● Aim:
Wherever the string "components" appears in the listing, copy that line.

● Data in this exercise:
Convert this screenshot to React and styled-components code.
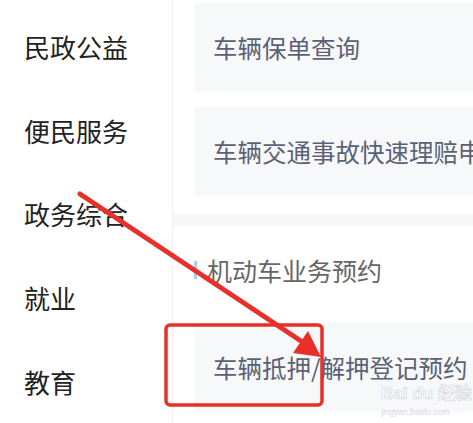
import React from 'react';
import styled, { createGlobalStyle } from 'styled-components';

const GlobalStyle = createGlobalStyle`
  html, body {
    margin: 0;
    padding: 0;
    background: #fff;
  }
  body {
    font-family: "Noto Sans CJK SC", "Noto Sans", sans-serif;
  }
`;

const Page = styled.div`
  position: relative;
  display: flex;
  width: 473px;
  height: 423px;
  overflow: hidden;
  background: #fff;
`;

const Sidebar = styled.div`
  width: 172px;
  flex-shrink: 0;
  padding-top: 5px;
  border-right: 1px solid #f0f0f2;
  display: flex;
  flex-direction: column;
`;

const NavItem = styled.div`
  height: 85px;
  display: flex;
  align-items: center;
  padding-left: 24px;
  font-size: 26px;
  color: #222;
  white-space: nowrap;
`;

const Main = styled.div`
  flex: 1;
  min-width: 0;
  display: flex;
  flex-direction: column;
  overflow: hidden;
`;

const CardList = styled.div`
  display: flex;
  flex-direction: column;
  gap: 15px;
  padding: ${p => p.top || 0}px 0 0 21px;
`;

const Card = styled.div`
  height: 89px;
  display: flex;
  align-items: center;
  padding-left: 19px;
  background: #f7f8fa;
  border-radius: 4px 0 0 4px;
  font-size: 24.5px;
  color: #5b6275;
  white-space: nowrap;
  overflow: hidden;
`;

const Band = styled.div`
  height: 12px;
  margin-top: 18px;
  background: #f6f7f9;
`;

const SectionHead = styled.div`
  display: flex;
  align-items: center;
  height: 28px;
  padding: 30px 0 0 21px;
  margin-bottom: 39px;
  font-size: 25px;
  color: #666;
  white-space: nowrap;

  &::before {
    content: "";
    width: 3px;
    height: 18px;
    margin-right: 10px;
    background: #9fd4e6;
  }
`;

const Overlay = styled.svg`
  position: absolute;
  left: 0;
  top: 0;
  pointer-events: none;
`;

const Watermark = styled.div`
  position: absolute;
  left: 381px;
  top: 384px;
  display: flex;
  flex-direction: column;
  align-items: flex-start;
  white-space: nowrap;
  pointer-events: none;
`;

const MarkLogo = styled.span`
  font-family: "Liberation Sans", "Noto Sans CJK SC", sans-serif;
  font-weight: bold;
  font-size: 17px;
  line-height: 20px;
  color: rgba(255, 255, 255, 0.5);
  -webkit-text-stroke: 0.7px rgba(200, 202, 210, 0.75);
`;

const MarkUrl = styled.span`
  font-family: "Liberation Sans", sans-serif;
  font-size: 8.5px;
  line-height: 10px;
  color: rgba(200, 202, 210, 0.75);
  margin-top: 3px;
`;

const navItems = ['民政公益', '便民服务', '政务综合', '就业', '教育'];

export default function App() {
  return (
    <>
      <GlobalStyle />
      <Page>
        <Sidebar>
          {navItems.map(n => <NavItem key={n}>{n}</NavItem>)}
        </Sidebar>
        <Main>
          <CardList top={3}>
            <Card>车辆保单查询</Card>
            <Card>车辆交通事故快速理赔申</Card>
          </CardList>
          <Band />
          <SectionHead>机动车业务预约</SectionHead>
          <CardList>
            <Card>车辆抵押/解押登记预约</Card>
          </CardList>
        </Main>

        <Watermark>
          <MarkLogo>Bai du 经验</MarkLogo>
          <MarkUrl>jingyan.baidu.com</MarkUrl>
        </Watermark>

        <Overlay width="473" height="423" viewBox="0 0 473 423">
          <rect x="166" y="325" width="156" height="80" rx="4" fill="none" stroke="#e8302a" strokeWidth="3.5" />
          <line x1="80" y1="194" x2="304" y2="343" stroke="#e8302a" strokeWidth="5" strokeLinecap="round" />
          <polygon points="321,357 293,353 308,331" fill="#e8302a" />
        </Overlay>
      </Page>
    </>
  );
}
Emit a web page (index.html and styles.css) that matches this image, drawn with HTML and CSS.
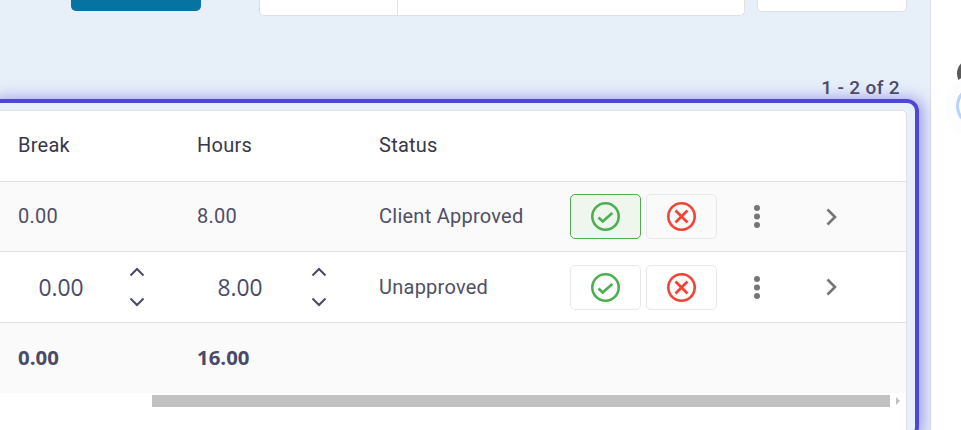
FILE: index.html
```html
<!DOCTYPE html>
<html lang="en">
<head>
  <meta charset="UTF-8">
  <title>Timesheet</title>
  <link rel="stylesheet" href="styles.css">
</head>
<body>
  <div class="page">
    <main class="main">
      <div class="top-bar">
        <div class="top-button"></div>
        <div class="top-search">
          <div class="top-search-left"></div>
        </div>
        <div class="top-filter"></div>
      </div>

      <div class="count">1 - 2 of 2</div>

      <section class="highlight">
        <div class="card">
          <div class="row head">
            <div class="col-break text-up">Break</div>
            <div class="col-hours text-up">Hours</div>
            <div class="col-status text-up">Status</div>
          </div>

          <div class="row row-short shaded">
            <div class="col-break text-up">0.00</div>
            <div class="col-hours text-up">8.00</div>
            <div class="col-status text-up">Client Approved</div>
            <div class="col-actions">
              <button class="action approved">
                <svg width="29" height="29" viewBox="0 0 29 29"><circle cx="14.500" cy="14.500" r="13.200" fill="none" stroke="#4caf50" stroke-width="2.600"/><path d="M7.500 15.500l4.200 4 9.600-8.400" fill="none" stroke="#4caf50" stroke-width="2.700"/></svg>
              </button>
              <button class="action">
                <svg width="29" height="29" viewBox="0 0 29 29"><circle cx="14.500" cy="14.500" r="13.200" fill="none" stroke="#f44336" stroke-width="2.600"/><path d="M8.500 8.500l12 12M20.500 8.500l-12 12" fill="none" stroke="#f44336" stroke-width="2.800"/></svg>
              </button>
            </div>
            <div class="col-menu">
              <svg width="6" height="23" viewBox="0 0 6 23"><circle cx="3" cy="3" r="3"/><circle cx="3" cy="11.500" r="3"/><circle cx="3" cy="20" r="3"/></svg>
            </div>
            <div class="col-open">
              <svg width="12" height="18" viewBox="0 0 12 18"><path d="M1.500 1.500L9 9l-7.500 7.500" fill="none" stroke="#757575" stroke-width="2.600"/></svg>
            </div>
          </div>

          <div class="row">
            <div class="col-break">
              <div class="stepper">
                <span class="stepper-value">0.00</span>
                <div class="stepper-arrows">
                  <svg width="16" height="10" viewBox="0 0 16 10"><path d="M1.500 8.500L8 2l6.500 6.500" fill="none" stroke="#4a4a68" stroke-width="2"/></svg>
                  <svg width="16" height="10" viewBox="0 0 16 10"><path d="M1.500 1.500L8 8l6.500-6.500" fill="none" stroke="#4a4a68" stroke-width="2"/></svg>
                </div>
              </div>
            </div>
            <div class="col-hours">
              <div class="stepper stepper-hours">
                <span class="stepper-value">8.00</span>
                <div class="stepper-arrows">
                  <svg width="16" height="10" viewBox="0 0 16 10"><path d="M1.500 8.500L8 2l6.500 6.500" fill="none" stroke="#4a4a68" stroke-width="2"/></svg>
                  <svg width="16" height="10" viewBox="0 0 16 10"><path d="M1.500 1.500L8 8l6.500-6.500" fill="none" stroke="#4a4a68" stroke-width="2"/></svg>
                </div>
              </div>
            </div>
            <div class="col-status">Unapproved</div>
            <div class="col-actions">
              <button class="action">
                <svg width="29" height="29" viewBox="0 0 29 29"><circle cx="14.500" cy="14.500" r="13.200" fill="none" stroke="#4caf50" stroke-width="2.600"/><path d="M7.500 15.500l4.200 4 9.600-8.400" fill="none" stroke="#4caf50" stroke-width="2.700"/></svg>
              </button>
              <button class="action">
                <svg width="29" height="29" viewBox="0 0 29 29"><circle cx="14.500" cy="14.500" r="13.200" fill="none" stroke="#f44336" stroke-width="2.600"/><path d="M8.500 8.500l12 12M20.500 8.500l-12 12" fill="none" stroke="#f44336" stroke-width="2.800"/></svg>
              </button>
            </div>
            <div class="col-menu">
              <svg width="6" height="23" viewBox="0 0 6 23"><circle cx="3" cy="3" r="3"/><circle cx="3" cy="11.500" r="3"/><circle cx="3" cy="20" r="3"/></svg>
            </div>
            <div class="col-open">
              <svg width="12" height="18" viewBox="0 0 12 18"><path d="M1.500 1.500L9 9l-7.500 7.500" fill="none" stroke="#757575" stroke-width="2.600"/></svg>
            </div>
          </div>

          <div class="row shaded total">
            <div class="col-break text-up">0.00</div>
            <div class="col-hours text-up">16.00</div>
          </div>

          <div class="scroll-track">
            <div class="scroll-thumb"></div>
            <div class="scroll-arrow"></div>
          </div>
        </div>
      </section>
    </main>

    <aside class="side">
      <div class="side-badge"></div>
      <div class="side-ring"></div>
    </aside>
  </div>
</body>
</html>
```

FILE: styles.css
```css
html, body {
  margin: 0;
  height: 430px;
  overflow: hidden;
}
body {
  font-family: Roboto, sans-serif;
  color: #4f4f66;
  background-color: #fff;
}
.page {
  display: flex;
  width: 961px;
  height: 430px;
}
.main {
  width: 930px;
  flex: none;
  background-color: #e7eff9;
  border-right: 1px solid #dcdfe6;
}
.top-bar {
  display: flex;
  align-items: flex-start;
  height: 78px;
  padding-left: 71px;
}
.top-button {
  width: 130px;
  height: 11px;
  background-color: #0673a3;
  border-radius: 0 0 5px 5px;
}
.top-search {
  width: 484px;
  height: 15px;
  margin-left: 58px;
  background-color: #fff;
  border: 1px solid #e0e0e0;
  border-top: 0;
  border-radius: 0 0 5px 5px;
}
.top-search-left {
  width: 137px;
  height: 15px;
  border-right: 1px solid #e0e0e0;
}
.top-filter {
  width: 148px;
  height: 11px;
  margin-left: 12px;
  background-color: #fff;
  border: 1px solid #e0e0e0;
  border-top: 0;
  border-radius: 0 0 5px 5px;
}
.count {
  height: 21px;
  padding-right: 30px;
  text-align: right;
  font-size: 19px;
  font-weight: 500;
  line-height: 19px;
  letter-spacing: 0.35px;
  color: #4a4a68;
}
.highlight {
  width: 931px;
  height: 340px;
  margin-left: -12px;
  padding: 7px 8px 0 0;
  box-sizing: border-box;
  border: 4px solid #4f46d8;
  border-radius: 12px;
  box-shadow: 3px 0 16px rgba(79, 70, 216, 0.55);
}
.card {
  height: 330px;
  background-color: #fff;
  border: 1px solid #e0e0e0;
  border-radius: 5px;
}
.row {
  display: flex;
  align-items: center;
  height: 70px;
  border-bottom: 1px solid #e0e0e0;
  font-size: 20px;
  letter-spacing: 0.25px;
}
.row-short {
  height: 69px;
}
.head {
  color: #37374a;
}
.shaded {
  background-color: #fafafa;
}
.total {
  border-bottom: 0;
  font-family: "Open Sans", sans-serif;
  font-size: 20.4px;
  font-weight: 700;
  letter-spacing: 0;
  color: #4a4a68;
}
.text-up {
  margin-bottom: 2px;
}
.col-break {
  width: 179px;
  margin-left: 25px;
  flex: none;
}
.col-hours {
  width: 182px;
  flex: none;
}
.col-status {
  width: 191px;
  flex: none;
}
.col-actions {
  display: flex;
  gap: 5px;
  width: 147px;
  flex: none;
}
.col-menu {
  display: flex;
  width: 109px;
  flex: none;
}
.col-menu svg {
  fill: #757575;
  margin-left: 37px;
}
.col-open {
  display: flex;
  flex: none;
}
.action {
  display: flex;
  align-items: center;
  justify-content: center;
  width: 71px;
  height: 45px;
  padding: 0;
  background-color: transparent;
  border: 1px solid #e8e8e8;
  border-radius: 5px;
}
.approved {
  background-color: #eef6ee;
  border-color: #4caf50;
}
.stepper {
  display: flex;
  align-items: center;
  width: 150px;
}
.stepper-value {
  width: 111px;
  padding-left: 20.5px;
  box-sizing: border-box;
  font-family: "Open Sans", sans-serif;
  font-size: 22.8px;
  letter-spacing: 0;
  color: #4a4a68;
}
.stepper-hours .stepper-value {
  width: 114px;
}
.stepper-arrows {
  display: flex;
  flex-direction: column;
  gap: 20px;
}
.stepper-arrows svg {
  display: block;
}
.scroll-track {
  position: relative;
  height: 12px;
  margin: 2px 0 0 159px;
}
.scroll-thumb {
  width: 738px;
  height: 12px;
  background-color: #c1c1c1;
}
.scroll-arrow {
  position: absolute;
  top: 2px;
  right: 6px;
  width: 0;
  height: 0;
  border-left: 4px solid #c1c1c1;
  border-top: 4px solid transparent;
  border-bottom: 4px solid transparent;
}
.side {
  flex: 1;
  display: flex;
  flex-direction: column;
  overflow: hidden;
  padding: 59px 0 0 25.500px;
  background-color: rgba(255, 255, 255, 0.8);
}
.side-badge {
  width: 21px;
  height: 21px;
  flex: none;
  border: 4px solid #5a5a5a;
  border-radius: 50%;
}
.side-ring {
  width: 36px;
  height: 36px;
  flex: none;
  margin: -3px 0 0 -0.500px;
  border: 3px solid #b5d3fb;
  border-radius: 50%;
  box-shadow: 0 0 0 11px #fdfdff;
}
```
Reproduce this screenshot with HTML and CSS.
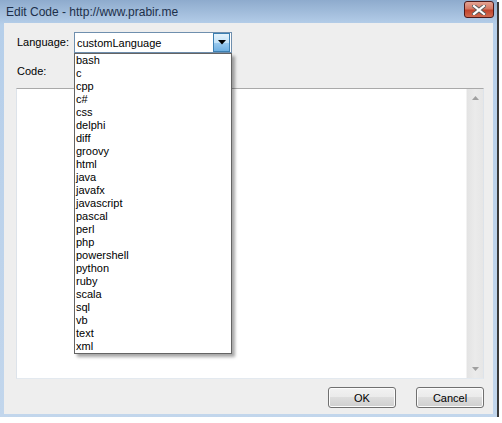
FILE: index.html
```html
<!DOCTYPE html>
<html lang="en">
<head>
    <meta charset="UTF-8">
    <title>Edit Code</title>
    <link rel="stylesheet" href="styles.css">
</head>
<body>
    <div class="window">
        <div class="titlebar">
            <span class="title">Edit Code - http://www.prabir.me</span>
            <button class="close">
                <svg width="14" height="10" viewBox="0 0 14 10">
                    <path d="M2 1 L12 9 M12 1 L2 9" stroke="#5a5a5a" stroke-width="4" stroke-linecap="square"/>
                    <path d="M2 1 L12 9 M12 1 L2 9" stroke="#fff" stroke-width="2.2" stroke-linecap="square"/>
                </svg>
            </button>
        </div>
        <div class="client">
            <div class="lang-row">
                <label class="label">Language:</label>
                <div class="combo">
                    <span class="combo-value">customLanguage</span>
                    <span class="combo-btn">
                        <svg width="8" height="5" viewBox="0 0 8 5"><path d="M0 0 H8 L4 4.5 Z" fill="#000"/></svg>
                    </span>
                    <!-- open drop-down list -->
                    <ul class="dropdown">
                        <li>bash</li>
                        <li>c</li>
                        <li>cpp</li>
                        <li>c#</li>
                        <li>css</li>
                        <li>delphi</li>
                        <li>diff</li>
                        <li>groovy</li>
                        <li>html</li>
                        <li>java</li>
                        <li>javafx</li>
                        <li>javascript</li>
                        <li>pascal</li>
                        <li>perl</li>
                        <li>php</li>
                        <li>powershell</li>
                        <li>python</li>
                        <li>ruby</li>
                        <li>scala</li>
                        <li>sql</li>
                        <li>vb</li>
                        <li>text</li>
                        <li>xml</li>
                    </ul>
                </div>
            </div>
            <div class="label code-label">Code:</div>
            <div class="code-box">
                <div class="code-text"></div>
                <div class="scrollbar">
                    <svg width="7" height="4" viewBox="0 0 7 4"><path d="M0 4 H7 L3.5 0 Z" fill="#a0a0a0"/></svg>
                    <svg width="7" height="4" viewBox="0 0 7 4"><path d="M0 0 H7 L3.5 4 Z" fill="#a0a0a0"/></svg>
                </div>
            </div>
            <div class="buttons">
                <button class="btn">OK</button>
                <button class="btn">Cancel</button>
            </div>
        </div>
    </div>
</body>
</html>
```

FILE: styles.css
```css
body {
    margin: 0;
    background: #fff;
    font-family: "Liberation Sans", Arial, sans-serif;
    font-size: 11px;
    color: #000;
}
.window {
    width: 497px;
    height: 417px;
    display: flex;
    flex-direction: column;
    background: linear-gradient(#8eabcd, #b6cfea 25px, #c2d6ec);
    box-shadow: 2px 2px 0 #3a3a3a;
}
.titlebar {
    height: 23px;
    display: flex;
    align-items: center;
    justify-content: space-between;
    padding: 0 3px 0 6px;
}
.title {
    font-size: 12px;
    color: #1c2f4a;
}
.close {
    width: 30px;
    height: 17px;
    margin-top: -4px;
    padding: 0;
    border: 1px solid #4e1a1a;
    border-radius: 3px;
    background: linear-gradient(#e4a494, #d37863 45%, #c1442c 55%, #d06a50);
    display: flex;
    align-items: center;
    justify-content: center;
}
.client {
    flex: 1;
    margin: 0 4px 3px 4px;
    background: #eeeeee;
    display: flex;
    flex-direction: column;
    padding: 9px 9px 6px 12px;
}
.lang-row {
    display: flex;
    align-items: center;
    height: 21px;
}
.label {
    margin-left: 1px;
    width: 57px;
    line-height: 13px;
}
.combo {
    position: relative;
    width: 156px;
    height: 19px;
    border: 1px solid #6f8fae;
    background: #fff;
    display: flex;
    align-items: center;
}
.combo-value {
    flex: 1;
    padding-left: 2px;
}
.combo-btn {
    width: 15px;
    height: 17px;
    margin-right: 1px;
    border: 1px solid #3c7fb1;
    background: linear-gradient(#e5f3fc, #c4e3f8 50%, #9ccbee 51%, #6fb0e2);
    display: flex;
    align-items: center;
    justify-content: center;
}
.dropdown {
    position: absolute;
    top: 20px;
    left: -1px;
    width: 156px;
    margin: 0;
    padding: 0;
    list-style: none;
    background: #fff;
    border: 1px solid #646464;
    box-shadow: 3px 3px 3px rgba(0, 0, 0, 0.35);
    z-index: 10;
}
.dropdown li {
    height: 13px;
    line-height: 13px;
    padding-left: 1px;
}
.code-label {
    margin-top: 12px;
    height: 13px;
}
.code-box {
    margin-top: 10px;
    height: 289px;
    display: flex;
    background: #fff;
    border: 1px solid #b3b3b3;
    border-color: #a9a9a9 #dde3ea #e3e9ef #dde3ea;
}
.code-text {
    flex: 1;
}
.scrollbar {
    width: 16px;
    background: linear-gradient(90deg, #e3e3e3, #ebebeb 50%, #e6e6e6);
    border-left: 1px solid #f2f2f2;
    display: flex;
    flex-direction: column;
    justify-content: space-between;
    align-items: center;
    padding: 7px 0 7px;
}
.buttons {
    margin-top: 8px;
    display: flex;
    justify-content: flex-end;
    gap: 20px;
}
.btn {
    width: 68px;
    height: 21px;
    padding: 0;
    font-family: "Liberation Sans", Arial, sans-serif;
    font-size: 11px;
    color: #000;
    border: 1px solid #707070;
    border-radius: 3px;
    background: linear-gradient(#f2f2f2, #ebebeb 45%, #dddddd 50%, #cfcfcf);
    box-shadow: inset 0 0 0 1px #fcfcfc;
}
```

● Full output:
Convert this screenshot to React and styled-components code.
import styled, { createGlobalStyle } from 'styled-components';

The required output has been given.